Though EMS staff do their work at one of the most critical points in a patient’s recovery, they are some of the most underappreciated members of the medical community. They operate away from expensive medical equipment and sterile environments but rarely receive the same recognition as physicians and nurses.

“EMS has become the safety net for healthcare,” Cohen said. “So it’s ‘dial 911 for police, fire, or urgent healthcare’ and that’s okay.”

Unlike medical professionals treating patients in hospitals, EMS staff encounter their patients in context. They see the tangle of socioeconomic and mental health factors behind non-emergency calls. In 2017, Empress began its first foray into community paramedicine, a new program spearheaded by Cohen and Alex. The initiative will allow paramedics to schedule at-home follow-ups with discharged patients so they can teach patients and families about their conditions and how to manage them. Eventually, Cohen and Alex want patients to seek medical care that’s appropriate for their ailments at urgent care centers and doctors’ offices.

Community paramedicine will be 25 percent clinical work and 75 percent social work, Alex tells me, because the core of it is “that fish saying”: give a man a fish, and you feed him for a day; teach a man to fish, and you feed him for a lifetime. Through community paramedicine, the Empress paramedics will be able to keep an eye on consenting at-risk patients and help them adjust their lives to suit their conditions.  

Still, frivolous calls are part of the routine. It’s easy to get frustrated, but Alex’s personal philosophy helps her stay positive: the 15 to 20 minutes that the EMS staff are on the scene, she believes, is a small window to make a real impact on people’s lives.  

To Alex, EMS is about more than life and death. It’s about respect and empathy. It’s telling post-accident drivers that she “used to carry unicorn Band-Aids just for guys your size” until they smile shakily. It’s talking to the nervous son wearing a Black Sabbath t-shirt about Ozzy Osbourne as they move his bedridden father into the ambulance, or laughing with the 92-year-old Ecuadorian grandmother with pneumonia, despite the language barrier.

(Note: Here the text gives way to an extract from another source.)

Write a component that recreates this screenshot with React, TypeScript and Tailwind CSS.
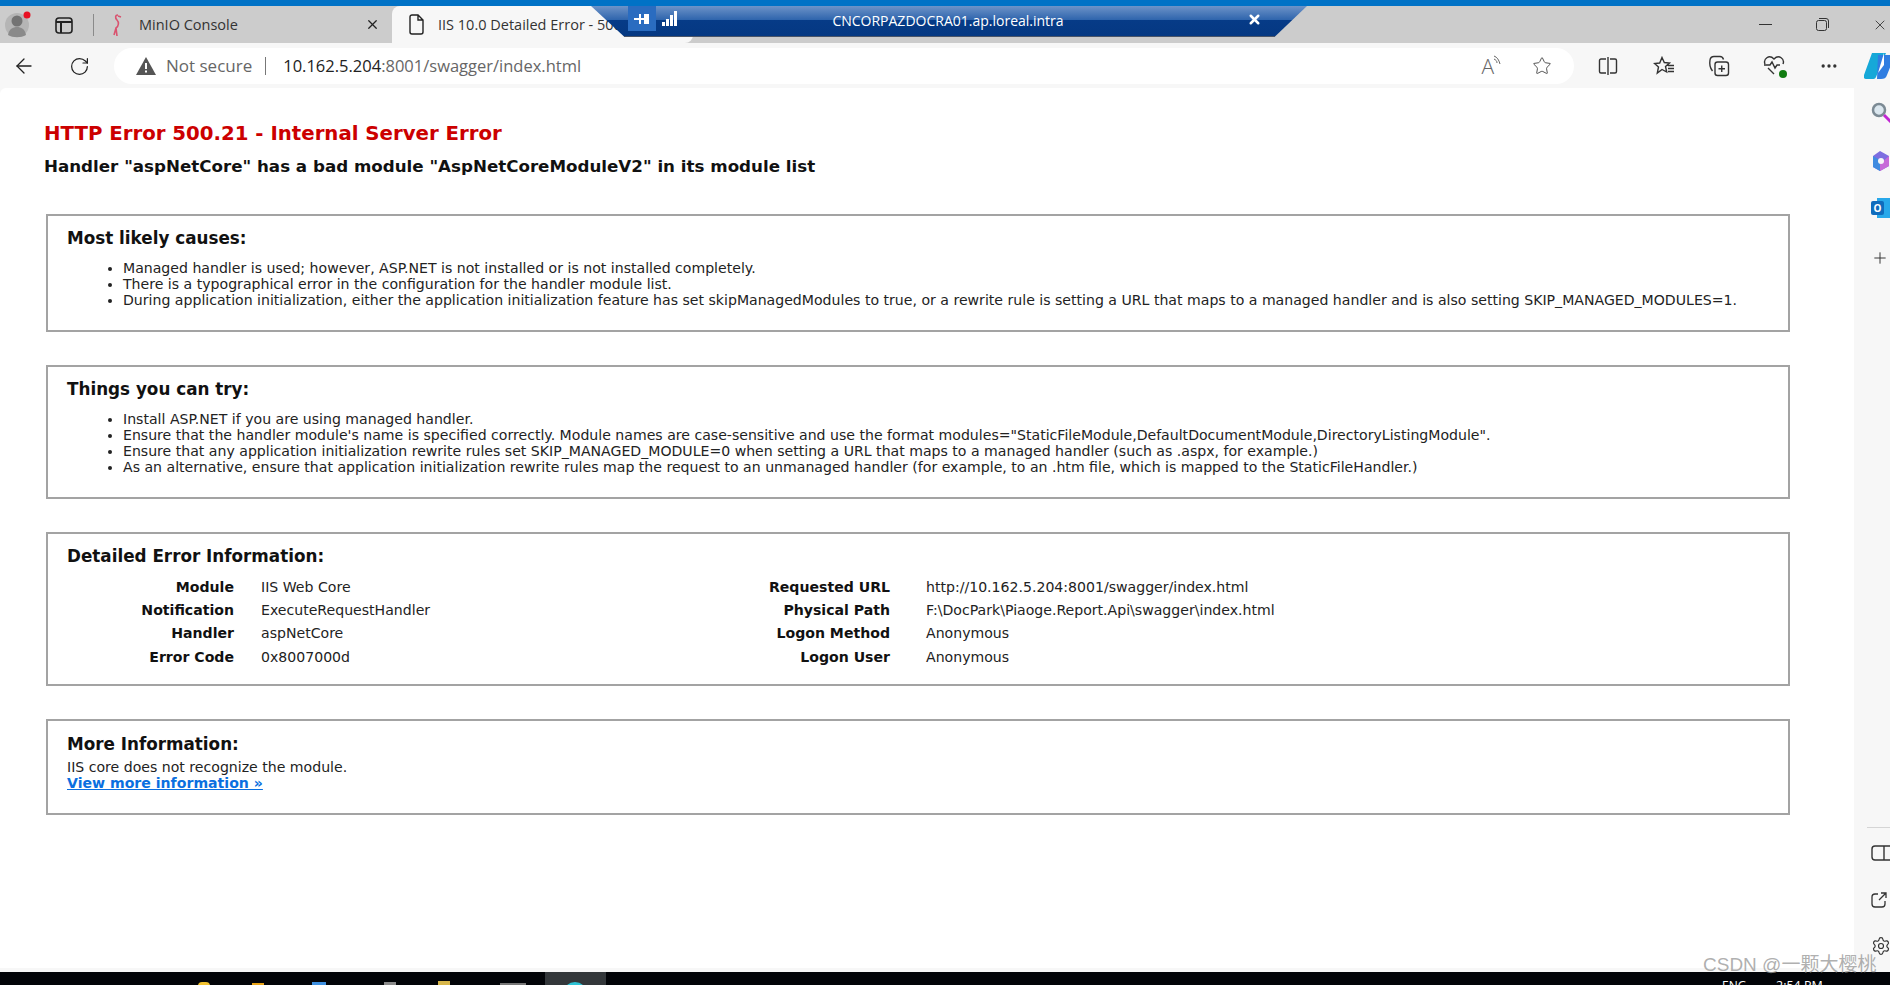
import { ArrowLeft, MoreHorizontal, Plus, RotateCw, Settings, Star, X } from "lucide-react";

const uiFont = "font-['Open_Sans','Noto_Sans',sans-serif]";

const causes = [
  "Managed handler is used; however, ASP.NET is not installed or is not installed completely.",
  "There is a typographical error in the configuration for the handler module list.",
  "During application initialization, either the application initialization feature has set skipManagedModules to true, or a rewrite rule is setting a URL that maps to a managed handler and is also setting SKIP_MANAGED_MODULES=1.",
];

const tries = [
  "Install ASP.NET if you are using managed handler.",
  'Ensure that the handler module\'s name is specified correctly. Module names are case-sensitive and use the format modules="StaticFileModule,DefaultDocumentModule,DirectoryListingModule".',
  "Ensure that any application initialization rewrite rules set SKIP_MANAGED_MODULE=0 when setting a URL that maps to a managed handler (such as .aspx, for example.)",
  "As an alternative, ensure that application initialization rewrite rules map the request to an unmanaged handler (for example, to an .htm file, which is mapped to the StaticFileHandler.)",
];

const details = [
  ["Module", "IIS Web Core", "Requested URL", "http://10.162.5.204:8001/swagger/index.html"],
  ["Notification", "ExecuteRequestHandler", "Physical Path", "F:\\DocPark\\Piaoge.Report.Api\\swagger\\index.html"],
  ["Handler", "aspNetCore", "Logon Method", "Anonymous"],
  ["Error Code", "0x8007000d", "Logon User", "Anonymous"],
];

const Box = ({ title, className, children }: { title: string; className: string; children: React.ReactNode }) => (
  <section className={`border-2 border-[#a3a3a3] pl-[19px] ${className}`}>
    <h3 className="text-[16.8px] leading-[20px] font-bold text-[#111]">{title}</h3>
    {children}
  </section>
);

const BulletList = ({ items }: { items: string[] }) => (
  <ul className="mt-[12px] pl-[56px] list-disc text-[14.1px] leading-[16px] text-[#222]">
    {items.map((item) => (
      <li key={item}>{item}</li>
    ))}
  </ul>
);

const TopBar = () => (
  <div className={`relative h-[37px] bg-[#cccccc] flex items-center ${uiFont}`}>
    <svg width="26" height="28" viewBox="0 0 26 28" className="ml-[5px]">
      <circle cx="12" cy="14" r="12" fill="#b5b5b5" />
      <circle cx="12" cy="10" r="5.5" fill="#737373" />
      <path d="M3 24c1-6 5-8 9-8s8 2 9 8c-5 3-13 3-18 0z" fill="#8a8a8a" />
      <circle cx="22" cy="4" r="3.5" fill="#e81123" />
    </svg>
    <svg width="20" height="20" viewBox="0 0 20 20" fill="none" stroke="#222" strokeWidth="1.6" className="ml-[23px]">
      <rect x="2" y="3" width="16" height="15" rx="3" />
      <path d="M2 7h16M7 7v11" strokeWidth="2" />
    </svg>
    <div className="ml-[19px] h-[22px] w-px bg-[#8a8a8a]" />
    <svg width="16" height="24" viewBox="0 0 16 24" fill="none" stroke="#d9536f" strokeWidth="1.6" className="ml-[15px]">
      <path d="M9 2c-3 0-3 3-1 5 2 2 2 6-1 8l1 8M7 15l-2 7M9 3l3 1" />
    </svg>
    <span className="ml-[14px] w-[226px] text-[14.5px] text-[#333]">MinIO Console</span>
    <X size={15} strokeWidth={2} className="text-[#222]" />
    <div className="ml-[12px] h-full w-[301px] rounded-t-[8px] rounded-br-[8px] bg-[#f7f7f7] flex items-center pl-[16px] overflow-hidden">
      <svg width="17" height="21" viewBox="0 0 17 21" fill="none" stroke="#222" strokeWidth="1.4" className="shrink-0">
        <path d="M2 3a2 2 0 0 1 2-2h6l5 5v12a2 2 0 0 1-2 2H4a2 2 0 0 1-2-2zM10 1v5h5" />
      </svg>
      <span className="ml-[13px] text-[14.5px] text-[#333] whitespace-nowrap">IIS 10.0 Detailed Error - 500.21</span>
    </div>
    <div className="ml-auto flex items-center text-[#333]">
      <div className="h-px w-[13px] bg-[#333]" />
      <svg width="13" height="13" viewBox="0 0 13 13" fill="none" stroke="#333" className="ml-[44px]">
        <rect x="0.5" y="2.5" width="10" height="10" rx="2" />
        <path d="M3 .5h7a2.5 2.5 0 0 1 2.5 2.5v7" />
      </svg>
      <X size={16} strokeWidth={1.3} className="ml-[43px] mr-[2px]" />
    </div>
  </div>
);

const ConnectionBar = () => (
  <div className={`absolute left-[591px] top-[6px] w-[716px] h-[31px] flex ${uiFont}`}>
    <svg width="716" height="31" viewBox="0 0 716 31" className="absolute inset-0">
      <defs>
        <linearGradient id="rdp" x1="0" x2="0" y1="0" y2="1">
          <stop offset="0" stopColor="#6d93c8" />
          <stop offset="0.45" stopColor="#2f65ad" />
          <stop offset="0.46" stopColor="#063b87" />
          <stop offset="1" stopColor="#053882" />
        </linearGradient>
      </defs>
      <path d="M0 0H716L684 30.500H33z" fill="url(#rdp)" />
      <path d="M33 30.500H684" stroke="#4a5568" />
    </svg>
    <div className="relative ml-[37px] h-[25px] w-[28px] bg-[#2a6cc0] flex items-center justify-center">
      <svg width="16" height="12" viewBox="0 0 16 12" fill="white">
        <path d="M0 5h5V1h2v4h3V1h5v10h-5V7H7v4H5V7H0z" />
      </svg>
    </div>
    <svg width="16" height="15" viewBox="0 0 16 15" fill="white" className="relative ml-[6px] mt-[5px]">
      <path d="M0 11h3v4H0zM4 8h3v7H4zM8 4h3v11H8zM12 0h3v15h-3z" />
    </svg>
    <span className="absolute left-0 right-[2px] top-[5px] text-center text-[14px] leading-[19px] text-white">
      CNCORPAZDOCRA01.ap.loreal.intra
    </span>
    <X size={15} strokeWidth={4} className="absolute left-[656px] top-[6px] text-white" />
  </div>
);

const Toolbar = () => (
  <div className={`h-[44px] mt-px bg-[#f7f7f7] flex items-center ${uiFont}`}>
    <ArrowLeft size={24} strokeWidth={1.3} className="ml-[12px] shrink-0 text-[#222]" />
    <RotateCw size={21} strokeWidth={1.4} className="ml-[33px] shrink-0 text-[#222]" />
    <div className="ml-[24px] h-[36px] w-[1460px] shrink-0 rounded-full bg-white flex items-center">
      <svg width="20" height="18" viewBox="0 0 20 18" className="ml-[22px]">
        <path d="M10 0l10 18H0z" fill="#555" />
        <path d="M9 6h2v6H9zM9 13.500h2v2H9z" fill="#fff" />
      </svg>
      <span className="ml-[10px] text-[17px] text-[#666]">Not secure</span>
      <div className="ml-[13px] h-[18px] w-px bg-[#777]" />
      <span className="ml-[17px] text-[16.5px] text-[#222]">
        10.162.5.204<span className="text-[#666]">:8001/swagger/index.html</span>
      </span>
      <span className="ml-auto mr-[22px] flex items-center">
        <span className="relative text-[21px] font-light leading-none text-[#666]">
          A
          <svg width="9" height="12" viewBox="0 0 9 12" fill="none" stroke="#666" className="absolute -right-[8px] -top-[1px]">
            <path d="M1 1c3 1 5 4 6 8M1 4c2 1 3 2 3 4" />
          </svg>
        </span>
        <Star size={20} strokeWidth={1.2} className="ml-[38px] text-[#555]" />
      </span>
    </div>
    <svg width="20" height="20" viewBox="0 0 20 20" fill="none" stroke="#333" strokeWidth="1.4" className="ml-[24px] shrink-0">
      <path d="M8 3H3a1.500 1.500 0 0 0-1.500 1.500v11A1.500 1.500 0 0 0 3 17h5M12 3h5a1.500 1.500 0 0 1 1.500 1.500v11A1.500 1.500 0 0 1 17 17h-5M10 1v18" />
    </svg>
    <svg width="22" height="20" viewBox="0 0 22 20" fill="none" stroke="#333" strokeWidth="1.4" className="ml-[35px] shrink-0">
      <path d="M9 1.500l2.300 5 5.200.5-4 3.500 1.200 5.500L9 13.500 4.300 17l1.200-6L1.500 7.500l5.200-.5zM15 9.500h6M15 12.500h6M15 15.500h6" />
    </svg>
    <svg width="22" height="22" viewBox="0 0 22 22" fill="none" stroke="#333" strokeWidth="1.4" className="ml-[33px] shrink-0">
      <rect x="7" y="7" width="13.500" height="13.500" rx="2.500" />
      <path d="M13.750 10.500v6.500M10.500 13.750H17M4.500 16C2 13 1.500 8 2 5c.3-2 2-3.500 4-3.500h6c1.500 0 3 1 3.500 3" />
    </svg>
    <span className="relative ml-[33px] h-[22px] w-[22px] shrink-0">
      <svg width="22" height="20" viewBox="0 0 22 20" fill="none" stroke="#333" strokeWidth="1.4">
        <path d="M2 9C0 4 6-1 11 4c5-5 11 0 9 5M1 10h6l2-3 3 6 2-3h3M5 13l6 6" />
      </svg>
      <span className="absolute right-[-2px] bottom-[-1px] h-[8px] w-[8px] rounded-full bg-[#107c10]" />
    </span>
    <MoreHorizontal size={20} strokeWidth={2} className="ml-[34px] shrink-0 text-[#333]" />
    <svg width="30" height="26" viewBox="0 0 30 26" className="ml-[25px] shrink-0">
      <path d="M8 0h14L12 24c-1 2-2 2-4 2H2C0 26-1 24 0 22z" fill="#16a8d8" />
      <path d="M14 2h12c3 0 4 2 3 5l-6 15c-1 3-3 4-6 4h-4z" fill="#2f7de1" />
      <path d="M20 0l-6 20 6-8z" fill="#fff" />
    </svg>
  </div>
);

const ErrorPage = () => (
  <main className="relative flex-1 bg-white rounded-tl-[6px] pl-[44px] pr-[64px] pt-[35px] font-['DejaVu_Sans','Liberation_Sans',sans-serif]">
    <h1 className="text-[19.74px] leading-[22px] font-bold text-[#cc0000]">HTTP Error 500.21 - Internal Server Error</h1>
    <h2 className="mt-[10px] text-[16.7px] leading-[22px] font-bold text-[#111]">
      Handler "aspNetCore" has a bad module "AspNetCoreModuleV2" in its module list
    </h2>
    <div className="ml-[2px] mt-[37px] flex flex-col gap-[33px]">
      <Box title="Most likely causes:" className="h-[118px] pt-[12px]">
        <BulletList items={causes} />
      </Box>
      <Box title="Things you can try:" className="h-[134px] pt-[12px]">
        <BulletList items={tries} />
      </Box>
      <Box title="Detailed Error Information:" className="h-[154px] pt-[12px]">
        <div className="mt-[10px] grid grid-cols-[167px_399px_257px_1fr] text-[14.1px] leading-[23.2px] text-[#222]">
          {details.map((row) => (
            <div key={row[0]} className="contents">
              <span className="text-right font-bold text-[#111]">{row[0]}</span>
              <span className="pl-[27px]">{row[1]}</span>
              <span className="text-right font-bold text-[#111]">{row[2]}</span>
              <span className="pl-[36px]">{row[3]}</span>
            </div>
          ))}
        </div>
      </Box>
      <Box title="More Information:" className="h-[96px] pt-[13px]">
        <p className="mt-[5px] text-[14.1px] leading-[16px] text-[#222]">
          IIS core does not recognize the module.
          <br />
          <a href="#" className="font-bold text-[#0a6fe0] underline">View more information »</a>
        </p>
      </Box>
    </div>
  </main>
);

const SideBar = () => (
  <aside className="w-[36px] flex flex-col pl-[17px] overflow-hidden">
    <svg width="22" height="22" viewBox="0 0 22 22" fill="none" className="mt-[14px] shrink-0">
      <circle cx="8" cy="8" r="6" stroke="#7c8a94" strokeWidth="2.500" fill="#dbe7ef" />
      <path d="M13 13l7 7" stroke="#c026d3" strokeWidth="3" />
    </svg>
    <svg width="22" height="22" viewBox="0 0 22 22" className="mt-[26px] shrink-0">
      <path d="M9 1l9 5v10l-9 5-7-4V6z" fill="#7d6ee0" />
      <path d="M2 6l7 4v11l-7-4z" fill="#3f8be0" />
      <path d="M18 6v10l-9 5V14z" fill="#c76bd8" />
      <circle cx="10" cy="11" r="3" fill="#f7f7f7" />
    </svg>
    <div className="relative mt-[26px] h-[20px] w-[22px] shrink-0">
      <div className="absolute left-[6px] top-0 h-[20px] w-[16px] bg-[#28a8ea]" />
      <div className="absolute left-0 top-[3px] h-[14px] w-[13px] rounded-[2px] bg-[#0f6cbd] flex items-center justify-center text-[10px] leading-none font-bold text-white font-['Open_Sans',sans-serif]">
        O
      </div>
    </div>
    <Plus size={18} strokeWidth={1.3} className="mt-[31px] shrink-0 text-[#333]" />
    <div className="mt-auto -ml-[4px] h-px w-[30px] shrink-0 bg-[#d5d5d5]" />
    <svg width="22" height="16" viewBox="0 0 22 16" fill="none" stroke="#333" strokeWidth="1.4" className="mt-[17px] shrink-0">
      <rect x="1" y="1" width="24" height="14" rx="3" />
      <path d="M13 1v14" />
    </svg>
    <svg width="16" height="16" viewBox="0 0 16 16" fill="none" stroke="#333" strokeWidth="1.3" className="mt-[31px] shrink-0">
      <path d="M7 2H4a3 3 0 0 0-3 3v7a3 3 0 0 0 3 3h7a3 3 0 0 0 3-3V9M8 8l7-7M10 1h5v5" />
    </svg>
    <Settings size={20} strokeWidth={1.4} className="mt-[28px] mb-[12px] shrink-0 text-[#333]" />
  </aside>
);

const TaskBar = () => (
  <footer className="relative h-[13px] mt-[4px] bg-[#020408] overflow-hidden flex">
    <div className="absolute left-[198px] top-[10px] h-[8px] w-[12px] rounded-full bg-[#f2c230]" />
    <div className="absolute left-[252px] top-[11px] h-[8px] w-[12px] bg-[#e8a317]" />
    <div className="absolute left-[312px] top-[10px] h-[8px] w-[14px] bg-[#3d8fe0]" />
    <div className="absolute left-[384px] top-[10px] h-[8px] w-[12px] bg-[#8a8a8a]" />
    <div className="absolute left-[438px] top-[9px] h-[8px] w-[12px] bg-[#d7b64a]" />
    <div className="absolute left-[500px] top-[11px] h-[8px] w-[26px] bg-[#777]" />
    <div className="absolute left-[545px] top-0 h-full w-[61px] bg-[#33373a]" />
    <div className="absolute left-[563px] top-[10px] h-[24px] w-[24px] rounded-full bg-[#2ec4d6]" />
    <span className={`absolute left-[1722px] top-[6px] text-[12px] leading-[16px] text-white ${uiFont}`}>ENG</span>
    <span className={`absolute left-[1776px] top-[6px] text-[12.500px] leading-[16px] text-white ${uiFont}`}>2:54 PM</span>
  </footer>
);

export default function App() {
  return (
    <div className="relative h-[985px] w-[1890px] overflow-hidden bg-[#f7f7f7] flex flex-col">
      <div className="h-[6px] bg-[#0072c6]" />
      <TopBar />
      <Toolbar />
      <div className="flex-1 min-h-0 flex">
        <ErrorPage />
        <SideBar />
      </div>
      <TaskBar />
      <ConnectionBar />
      <span className="absolute left-[1703px] top-[953px] text-[19px] leading-[24px] text-[#9a9a9a]/80 font-['Liberation_Sans','Noto_Sans_CJK_SC',sans-serif]">
        CSDN @一颗大樱桃
      </span>
    </div>
  );
}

It’s treating every 911 call with the seriousness of a life-threatening situation, no matter how trivial the caller’s complaint might seem from the outside, because, as Alex often says, “perception is reality.” She believes that’s how each 911 call should be handled, no matter which side of the 36.6 percent it falls.  

I’m not trying to change the world,” she tells me, “but you gotta have a pay it forward mindset.”